◆ **Requirements**
Give back every line exactly as it appears, pictures excluded.

◆ **Supplied information**
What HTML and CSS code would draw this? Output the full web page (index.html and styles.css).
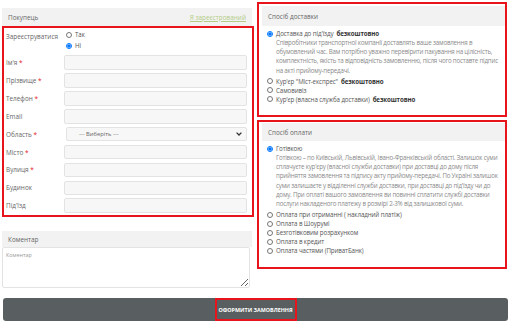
FILE: index.html
```html
<!DOCTYPE html>
<html lang="uk">
<head>
  <meta charset="UTF-8" />
  <title>Оформлення замовлення</title>
  <link rel="stylesheet" href="styles.css">
</head>
<body>
<main class="checkout">
  <div class="col col-left">
    <div class="panel-head">
      <span>Покупець</span>
      <a href="#" class="login-link">Я зареєстрований</a>
    </div>
    <div class="mark customer">
      <div class="row row-radio">
        <label class="lbl">Зареєструватися</label>
        <div class="radios">
          <label class="opt"><input type="radio" name="reg"> Так</label>
          <label class="opt"><input type="radio" name="reg" checked> Ні</label>
        </div>
      </div>
      <div class="row"><label class="lbl">Ім'я <i>*</i></label><input class="field" type="text"></div>
      <div class="row"><label class="lbl">Прізвище <i>*</i></label><input class="field" type="text"></div>
      <div class="row"><label class="lbl">Телефон <i>*</i></label><input class="field" type="text"></div>
      <div class="row"><label class="lbl">Email</label><input class="field" type="text"></div>
      <div class="row"><label class="lbl">Область <i>*</i></label>
        <div class="field select"><span>--- Виберіть ---</span>
          <svg width="6" height="4" viewBox="0 0 6 4"><path d="M0.6 0.6 L3 3 L5.4 0.6" fill="none" stroke="#333" stroke-width="1.3"/></svg>
        </div>
      </div>
      <div class="row"><label class="lbl">Місто <i>*</i></label><input class="field" type="text"></div>
      <div class="row"><label class="lbl">Вулиця <i>*</i></label><input class="field" type="text"></div>
      <div class="row"><label class="lbl">Будинок</label><input class="field" type="text"></div>
      <div class="row"><label class="lbl">Під'їзд</label><input class="field" type="text"></div>
    </div>

    <div class="comment">
      <div class="panel-head">Коментар</div>
      <textarea class="comment-box" placeholder="Коментар"></textarea>
    </div>
  </div>

  <div class="col col-right">
    <div class="mark delivery">
      <div class="panel-head">Спосіб доставки</div>
      <div class="choices">
        <label class="opt"><input type="radio" name="del" checked> Доставка до під'їзду <b>безкоштовно</b></label>
        <p class="desc">Співробітники транспортної компанії доставлять ваше замовлення в обумовлений час. Вам потрібно уважно перевірити пакування на цілісність, комплектність, якість та відповідність замовленню, після чого поставте підпис на акті прийому-передачі.</p>
        <label class="opt"><input type="radio" name="del"> Кур'єр "Міст-експрес" <b>безкоштовно</b></label>
        <label class="opt"><input type="radio" name="del"> Самовивіз</label>
        <label class="opt"><input type="radio" name="del"> Кур'єр (власна служба доставки) <b>безкоштовно</b></label>
      </div>
    </div>

    <div class="mark payment">
      <div class="panel-head">Спосіб оплати</div>
      <div class="choices">
        <label class="opt"><input type="radio" name="pay" checked> Готівкою</label>
        <p class="desc">Готівкою – по Київській, Львівській, Івано-Франківській області. Залишок суми сплачуєте кур'єру (власної служби доставки) при доставці до дому після прийняття замовлення та підпису акту прийому-передачі. По Україні залишок суми залишаєте у відділенні служби доставки, при доставці до під'їзду чи до дому. При оплаті вашого замовлення ви повинні сплатити службі доставки послуги накладеного платежу в розмірі 2-3% від залишкової суми.</p>
        <label class="opt"><input type="radio" name="pay"> Оплата при отриманні ( накладний платіж)</label>
        <label class="opt"><input type="radio" name="pay"> Оплата в Шоурумі</label>
        <label class="opt"><input type="radio" name="pay"> Безготівковим розрахунком</label>
        <label class="opt"><input type="radio" name="pay"> Оплата в кредит</label>
        <label class="opt"><input type="radio" name="pay"> Оплата частями (ПриватБанк)</label>
      </div>
    </div>
  </div>
</main>

<div class="submit-bar">
  <button class="submit-btn"><span>Оформити замовлення</span></button>
</div>
</body>
</html>
```

FILE: styles.css
```css
:root { --text:#555; --muted:#8a8a8a; --head:#f2f2f2; --border:#e3e3e3; --mark:#e8141b; }
* { box-sizing: border-box; }
body { margin:0; width:512px; height:324px; overflow:hidden; font-family:'Open Sans','Noto Sans',sans-serif; font-size:6.2px; color:var(--text); background:#fff; }
.checkout { display:flex; gap:5px; padding:2px 4px 0 2px; height:291px; }
.col-left { width:250px; padding-top:6px; }
.col-right { width:250px; display:flex; flex-direction:column; gap:3px; }
.panel-head { background:var(--head); height:18px; padding:0 6px; display:flex; align-items:center; justify-content:space-between; font-size:6.4px; color:#666; }
.login-link { color:#b3cd86; text-decoration:underline; font-size:6.4px; }
.mark { border:2px solid var(--mark); }
.customer { margin-right:-2px; padding:2px 4px 2px 1px; display:flex; flex-direction:column; gap:3.3px; }
.row { display:flex; align-items:center; height:14.6px; }
.row-radio { height:auto; align-items:flex-start; margin-bottom:2px; }
.lbl { width:61px; padding-left:1px; color:#666; font-size:6.4px; }
.row-radio .lbl { padding-top:2px; }
.lbl i { color:var(--mark); font-style:normal; }
.radios { display:flex; flex-direction:column; gap:2px; }
.field { flex:1; height:100%; background:#f7f7f7; border:1px solid var(--border); border-radius:2px; margin-right:1px; }
.select { display:flex; align-items:center; justify-content:space-between; padding:0 4px 0 12px; color:#666; font-size:5.8px; }
.opt { display:flex; align-items:center; gap:3px; color:#555; font-size:6.2px; line-height:9px; letter-spacing:-0.1px; }
.opt input { margin:0; width:6px; height:6px; }
.opt b { color:#333; }
.comment { margin-top:14px; }
.comment .panel-head { height:16px; }
.comment-box { display:block; width:248px; height:41px; resize:vertical; border:1px solid var(--border); border-radius:2px; font-family:inherit; font-size:5.4px; padding:3px; background:#fff; }
.comment-box::placeholder { color:#9a9a9a; }
.delivery { padding:2px 0 6px 3px; height:115px; }
.delivery .panel-head { height:20px; }
.payment { padding:1px 0 8px 3px; height:149px; }
.choices { padding:3px 2px 0 5px; display:flex; flex-direction:column; }
.desc { margin:0 0 2px 9px; color:var(--muted); font-size:6.2px; line-height:9.2px; letter-spacing:-0.2px; }
.submit-bar { padding:7px 4px 0 3px; }
.submit-btn { width:505px; height:23px; background:#595f60; border:none; border-radius:3px; display:flex; align-items:center; justify-content:center; font-family:inherit; cursor:pointer; padding:0; }
.submit-btn span { border:2px solid var(--mark); height:23px; width:82px; display:flex; align-items:center; justify-content:center; color:#fff; font-weight:700; text-transform:uppercase; font-size:5.4px; }
```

◆ **Answer below**
What HTML and CSS code would draw this? Output the full web page (index.html and styles.css).
FILE: index.html
```html
<!DOCTYPE html>
<html lang="uk">
<head>
  <meta charset="UTF-8" />
  <title>Оформлення замовлення</title>
  <link rel="stylesheet" href="styles.css">
</head>
<body>
<main class="checkout">
  <div class="col col-left">
    <div class="panel-head">
      <span>Покупець</span>
      <a href="#" class="login-link">Я зареєстрований</a>
    </div>
    <div class="mark customer">
      <div class="row row-radio">
        <label class="lbl">Зареєструватися</label>
        <div class="radios">
          <label class="opt"><input type="radio" name="reg"> Так</label>
          <label class="opt"><input type="radio" name="reg" checked> Ні</label>
        </div>
      </div>
      <div class="row"><label class="lbl">Ім'я <i>*</i></label><input class="field" type="text"></div>
      <div class="row"><label class="lbl">Прізвище <i>*</i></label><input class="field" type="text"></div>
      <div class="row"><label class="lbl">Телефон <i>*</i></label><input class="field" type="text"></div>
      <div class="row"><label class="lbl">Email</label><input class="field" type="text"></div>
      <div class="row"><label class="lbl">Область <i>*</i></label>
        <div class="field select"><span>--- Виберіть ---</span>
          <svg width="6" height="4" viewBox="0 0 6 4"><path d="M0.6 0.6 L3 3 L5.4 0.6" fill="none" stroke="#333" stroke-width="1.3"/></svg>
        </div>
      </div>
      <div class="row"><label class="lbl">Місто <i>*</i></label><input class="field" type="text"></div>
      <div class="row"><label class="lbl">Вулиця <i>*</i></label><input class="field" type="text"></div>
      <div class="row"><label class="lbl">Будинок</label><input class="field" type="text"></div>
      <div class="row"><label class="lbl">Під'їзд</label><input class="field" type="text"></div>
    </div>

    <div class="comment">
      <div class="panel-head">Коментар</div>
      <textarea class="comment-box" placeholder="Коментар"></textarea>
    </div>
  </div>

  <div class="col col-right">
    <div class="mark delivery">
      <div class="panel-head">Спосіб доставки</div>
      <div class="choices">
        <label class="opt"><input type="radio" name="del" checked> Доставка до під'їзду <b>безкоштовно</b></label>
        <p class="desc">Співробітники транспортної компанії доставлять ваше замовлення в обумовлений час. Вам потрібно уважно перевірити пакування на цілісність, комплектність, якість та відповідність замовленню, після чого поставте підпис на акті прийому-передачі.</p>
        <label class="opt"><input type="radio" name="del"> Кур'єр "Міст-експрес" <b>безкоштовно</b></label>
        <label class="opt"><input type="radio" name="del"> Самовивіз</label>
        <label class="opt"><input type="radio" name="del"> Кур'єр (власна служба доставки) <b>безкоштовно</b></label>
      </div>
    </div>

    <div class="mark payment">
      <div class="panel-head">Спосіб оплати</div>
      <div class="choices">
        <label class="opt"><input type="radio" name="pay" checked> Готівкою</label>
        <p class="desc">Готівкою – по Київській, Львівській, Івано-Франківській області. Залишок суми сплачуєте кур'єру (власної служби доставки) при доставці до дому після прийняття замовлення та підпису акту прийому-передачі. По Україні залишок суми залишаєте у відділенні служби доставки, при доставці до під'їзду чи до дому. При оплаті вашого замовлення ви повинні сплатити службі доставки послуги накладеного платежу в розмірі 2-3% від залишкової суми.</p>
        <label class="opt"><input type="radio" name="pay"> Оплата при отриманні ( накладний платіж)</label>
        <label class="opt"><input type="radio" name="pay"> Оплата в Шоурумі</label>
        <label class="opt"><input type="radio" name="pay"> Безготівковим розрахунком</label>
        <label class="opt"><input type="radio" name="pay"> Оплата в кредит</label>
        <label class="opt"><input type="radio" name="pay"> Оплата частями (ПриватБанк)</label>
      </div>
    </div>
  </div>
</main>

<div class="submit-bar">
  <button class="submit-btn"><span>Оформити замовлення</span></button>
</div>
</body>
</html>
```

FILE: styles.css
```css
:root { --text:#555; --muted:#8a8a8a; --head:#f2f2f2; --border:#e3e3e3; --mark:#e8141b; }
* { box-sizing: border-box; }
body { margin:0; width:512px; height:324px; overflow:hidden; font-family:'Open Sans','Noto Sans',sans-serif; font-size:6.2px; color:var(--text); background:#fff; }
.checkout { display:flex; gap:5px; padding:2px 4px 0 2px; height:291px; }
.col-left { width:250px; padding-top:6px; }
.col-right { width:250px; display:flex; flex-direction:column; gap:3px; }
.panel-head { background:var(--head); height:18px; padding:0 6px; display:flex; align-items:center; justify-content:space-between; font-size:6.4px; color:#666; }
.login-link { color:#b3cd86; text-decoration:underline; font-size:6.4px; }
.mark { border:2px solid var(--mark); }
.customer { margin-right:-2px; padding:2px 4px 2px 1px; display:flex; flex-direction:column; gap:3.3px; }
.row { display:flex; align-items:center; height:14.6px; }
.row-radio { height:auto; align-items:flex-start; margin-bottom:2px; }
.lbl { width:61px; padding-left:1px; color:#666; font-size:6.4px; }
.row-radio .lbl { padding-top:2px; }
.lbl i { color:var(--mark); font-style:normal; }
.radios { display:flex; flex-direction:column; gap:2px; }
.field { flex:1; height:100%; background:#f7f7f7; border:1px solid var(--border); border-radius:2px; margin-right:1px; }
.select { display:flex; align-items:center; justify-content:space-between; padding:0 4px 0 12px; color:#666; font-size:5.8px; }
.opt { display:flex; align-items:center; gap:3px; color:#555; font-size:6.2px; line-height:9px; letter-spacing:-0.1px; }
.opt input { margin:0; width:6px; height:6px; }
.opt b { color:#333; }
.comment { margin-top:14px; }
.comment .panel-head { height:16px; }
.comment-box { display:block; width:248px; height:41px; resize:vertical; border:1px solid var(--border); border-radius:2px; font-family:inherit; font-size:5.4px; padding:3px; background:#fff; }
.comment-box::placeholder { color:#9a9a9a; }
.delivery { padding:2px 0 6px 3px; height:115px; }
.delivery .panel-head { height:20px; }
.payment { padding:1px 0 8px 3px; height:149px; }
.choices { padding:3px 2px 0 5px; display:flex; flex-direction:column; }
.desc { margin:0 0 2px 9px; color:var(--muted); font-size:6.2px; line-height:9.2px; letter-spacing:-0.2px; }
.submit-bar { padding:7px 4px 0 3px; }
.submit-btn { width:505px; height:23px; background:#595f60; border:none; border-radius:3px; display:flex; align-items:center; justify-content:center; font-family:inherit; cursor:pointer; padding:0; }
.submit-btn span { border:2px solid var(--mark); height:23px; width:82px; display:flex; align-items:center; justify-content:center; color:#fff; font-weight:700; text-transform:uppercase; font-size:5.4px; }
```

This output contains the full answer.